Suppose you get a $300 Visa bill and you don’t have $300 out of any paycheck in the next month…. Immediately schedule a $1 payment (or whatever small amount you do have) for payday. That way there is a placeholder for this bill – a payment will go out and you are not just putting the bill on the table and walking away. I am assuming you have some way of budgeting your spending money – envelopes are fairly usual – so you would take out $500 in cash from DH’s check and put $100 in an envelope labeled food, and $100 in an envelope labeled “Gasoline” and so on…. by next payday, when you see that there is money left in an envelope that you did not spend on food or gasoline, redeposit that money and immediately add to your payment that you already had scheduled for the bill.

This is not really a good way to manage credit card bills, but it is a good babystep to start while you try to figure out your budget.
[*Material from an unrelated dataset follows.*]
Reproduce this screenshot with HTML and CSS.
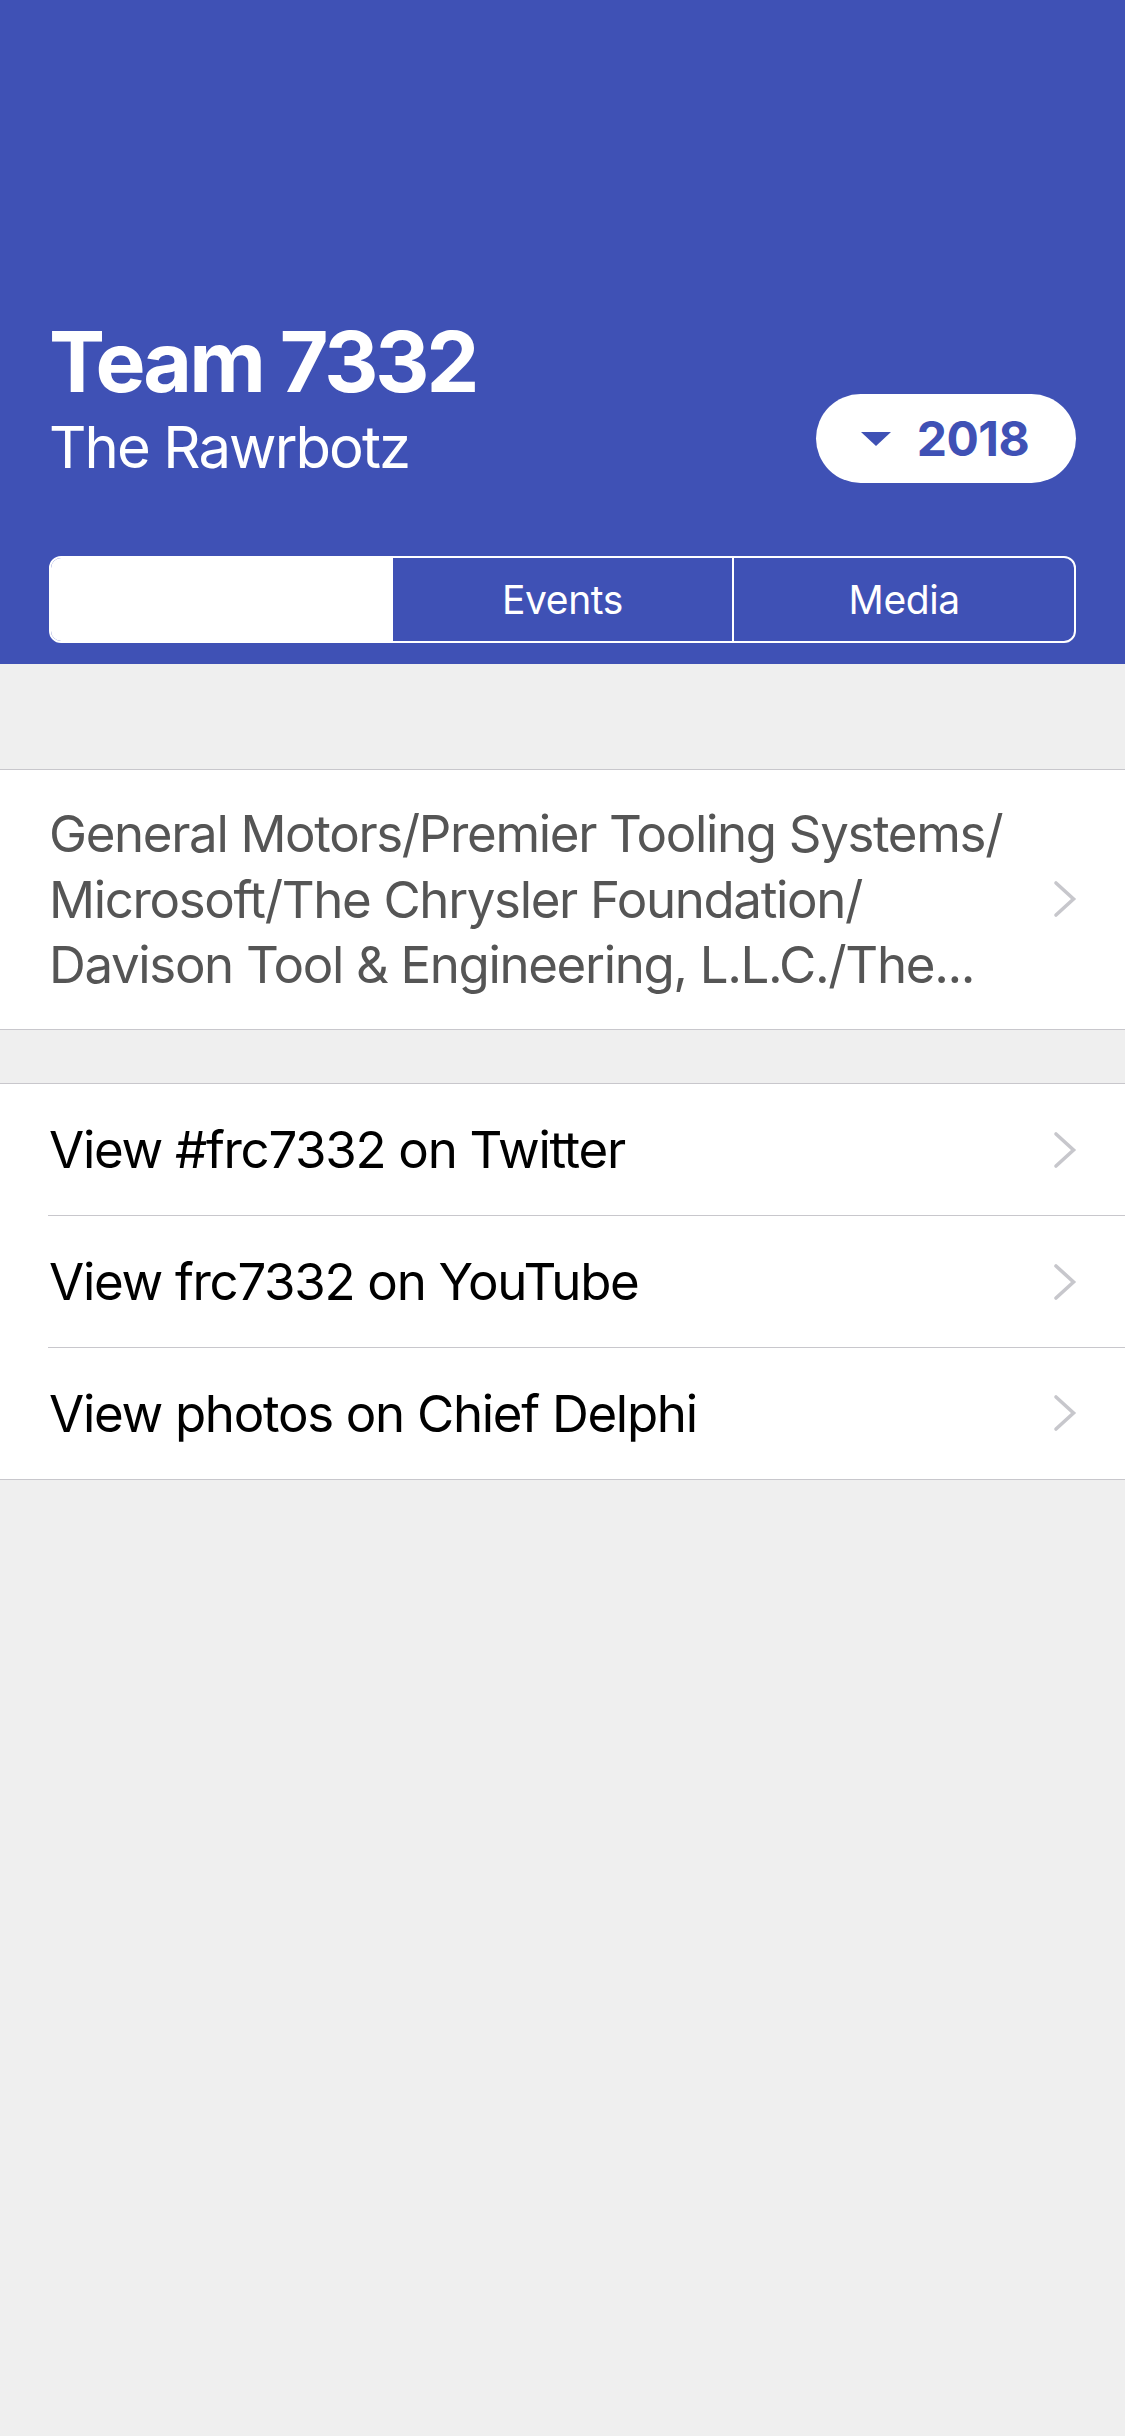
FILE: index.html
```html
<!DOCTYPE html>
<html lang="en">
<head>
<meta charset="utf-8">
<title>Team 7332</title>
<link rel="stylesheet" href="styles.css">
</head>
<body>
<div class="page">
  <header class="header">
    <div class="header-top">
      <div class="titles">
        <h1 class="title">Team 7332</h1>
        <div class="subtitle">The Rawrbotz</div>
      </div>
      <button class="year-btn">
        <svg class="year-caret" viewBox="0 0 30 14" width="30" height="14"><path d="M0 0 H30 L15 14 Z" fill="#3f51b5"/></svg>
        <span class="year-text">2018</span>
      </button>
    </div>
    <div class="segments">
      <div class="segment selected"></div>
      <div class="segment">Events</div>
      <div class="segment">Media</div>
    </div>
  </header>

  <section class="group group-first">
    <div class="row sponsor-row">
      <div class="sponsor-text">
        <span class="line">General Motors/Premier Tooling Systems/</span>
        <span class="line">Microsoft/The Chrysler Foundation/</span>
        <span class="line">Davison Tool &amp; Engineering, L.L.C./The...</span>
      </div>
      <svg class="chevron" viewBox="0 0 24 38" width="24" height="38"><path d="M3 3 L20.5 19 L3 35" fill="none" stroke="#c7c7cc" stroke-width="3.6" stroke-linecap="round" stroke-linejoin="miter"/></svg>
    </div>
  </section>

  <section class="group group-links">
    <div class="row link-row">
      <span class="link-text">View #frc7332 on Twitter</span>
      <svg class="chevron" viewBox="0 0 24 38" width="24" height="38"><path d="M3 3 L20.5 19 L3 35" fill="none" stroke="#c7c7cc" stroke-width="3.6" stroke-linecap="round" stroke-linejoin="miter"/></svg>
    </div>
    <div class="row link-row">
      <span class="link-text">View frc7332 on YouTube</span>
      <svg class="chevron" viewBox="0 0 24 38" width="24" height="38"><path d="M3 3 L20.5 19 L3 35" fill="none" stroke="#c7c7cc" stroke-width="3.6" stroke-linecap="round" stroke-linejoin="miter"/></svg>
    </div>
    <div class="row link-row last">
      <span class="link-text">View photos on Chief Delphi</span>
      <svg class="chevron" viewBox="0 0 24 38" width="24" height="38"><path d="M3 3 L20.5 19 L3 35" fill="none" stroke="#c7c7cc" stroke-width="3.6" stroke-linecap="round" stroke-linejoin="miter"/></svg>
    </div>
  </section>
</div>
</body>
</html>
```
FILE: styles.css
```css
* { box-sizing: border-box; }
html, body {
  margin: 0;
  padding: 0;
  background: #efeff4;
  font-family: Inter, "Noto Sans", sans-serif;
}
.page {
  width: 1125px;
  min-height: 2436px;
  background: #efefef;
}
.header {
  background: #3f51b5;
  padding: 312px 49px 21px 49px;
  color: #fff;
}
.header-top {
  display: flex;
  justify-content: space-between;
  align-items: flex-end;
}
.title {
  margin: 0;
  font-size: 84px;
  line-height: 100px;
  font-weight: 700;
  letter-spacing: -3px;
}
.subtitle {
  font-size: 58px;
  line-height: 70px;
  font-weight: 400;
  letter-spacing: -1.9px;
}
.year-btn {
  margin: 0 0 -1px 0;
  width: 260px;
  height: 89px;
  border: none;
  border-radius: 45px;
  background: #fff;
  display: flex;
  align-items: center;
  justify-content: center;
  gap: 26px;
  padding: 0 2px 0 0;
  font-family: inherit;
}
.year-caret { display: block; flex: none; }
.year-text {
  color: #3f51b5;
  font-size: 48px;
  font-weight: 700;
  line-height: 1;
  letter-spacing: -0.5px;
}
.segments {
  margin-top: 74px;
  height: 87px;
  border: 2px solid #fff;
  border-radius: 12px;
  display: flex;
  overflow: hidden;
}
.segment {
  flex: 1;
  display: flex;
  align-items: center;
  justify-content: center;
  font-size: 39px;
  color: #fff;
  letter-spacing: -0.4px;
}
.segment + .segment { border-left: 2px solid #fff; }
.segment.selected { background: #fff; }

.group {
  background: #fff;
  border-top: 1px solid #c8c7cc;
  border-bottom: 1px solid #c8c7cc;
}
.group-first { margin-top: 105px; }
.group-links { margin-top: 53px; }

.row {
  display: flex;
  align-items: center;
  justify-content: space-between;
  padding: 0 48px 0 49px;
}
.sponsor-row {
  padding-top: 31px;
  padding-bottom: 31px;
}
.sponsor-text {
  font-size: 51px;
  line-height: 65.5px;
  color: #555555;
  letter-spacing: -1.35px;
}
.sponsor-text .line { display: block; white-space: nowrap; }

.link-row {
  height: 132px;
  position: relative;
}
.link-row::after {
  content: "";
  position: absolute;
  left: 48px;
  right: 0;
  bottom: 0;
  height: 1px;
  background: #c8c7cc;
}
.link-row.last { height: 131px; }
.link-row.last::after { display: none; }
.link-text {
  font-size: 51px;
  color: #000;
  letter-spacing: -1.3px;
}
.chevron { display: block; flex: none; }
```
It is preferable to getting them lost on the kitchen table (that is where I was not so long ago myself).

Congratulations on the new addition!

Here are some things that can help you save for after the baby and learn new habits so that you can afford to stay home:

1) Find out now what any daycare or sitter that you would likely use will charge. There may not even be a daycare that you like or trust, and it would be good to find this out now.

2) Join the http://www.cheapskatemonthly.com site ($18 a year)–it pays for itself.

3) Also visit other “frugal” sites like http://www.stretcher.com/ –there are others, too, and you can find any you need at google.com

4) Several sites have a calculator that lets you figure what you REALLY make after expenses; day care; tax bracket adjustment; additional mileage which affects maintenance, gas, & car insurance; meals at work; clothing for work; and other things.

5) Consider whether you may have a talent you could parlay into extra funds, like sewing, writing, etc. from home.

6) Do everything you can from now on to cut expenses and save money. Try to implement all the frugal tips you can and see how much money you can put into savings (or pay off high-interest credit) before the baby is born. You may be able to live on one person’s check for several months, for instance.

7) Don’t go overboard buying for baby. You will have a shower, probably, and will most likely not need to buy much for the baby in the way of clothes for quite some time. Stick with neutrals, shop second-hand (babies almost never wear clothes out), yard sales, and the like. You may find you don’t need a changing table or a small diaper bag, and can make do with other items.

8) Breastfeed. I can’t over-emphasize the benefits. Though you aren’t a villain if you bottle-feed, you and your child will reap benefits other than saving money – big boosts to health, after-baby weight loss, and the like. Also check on WIC; with only your husband’s income, you may qualify, and it can be a big help to the grocery bill.

9) Read, read, read. I can think of all the Tightwad Gazette books, and anything by Mary Hunt, and the folks on this list can give you many more ideas.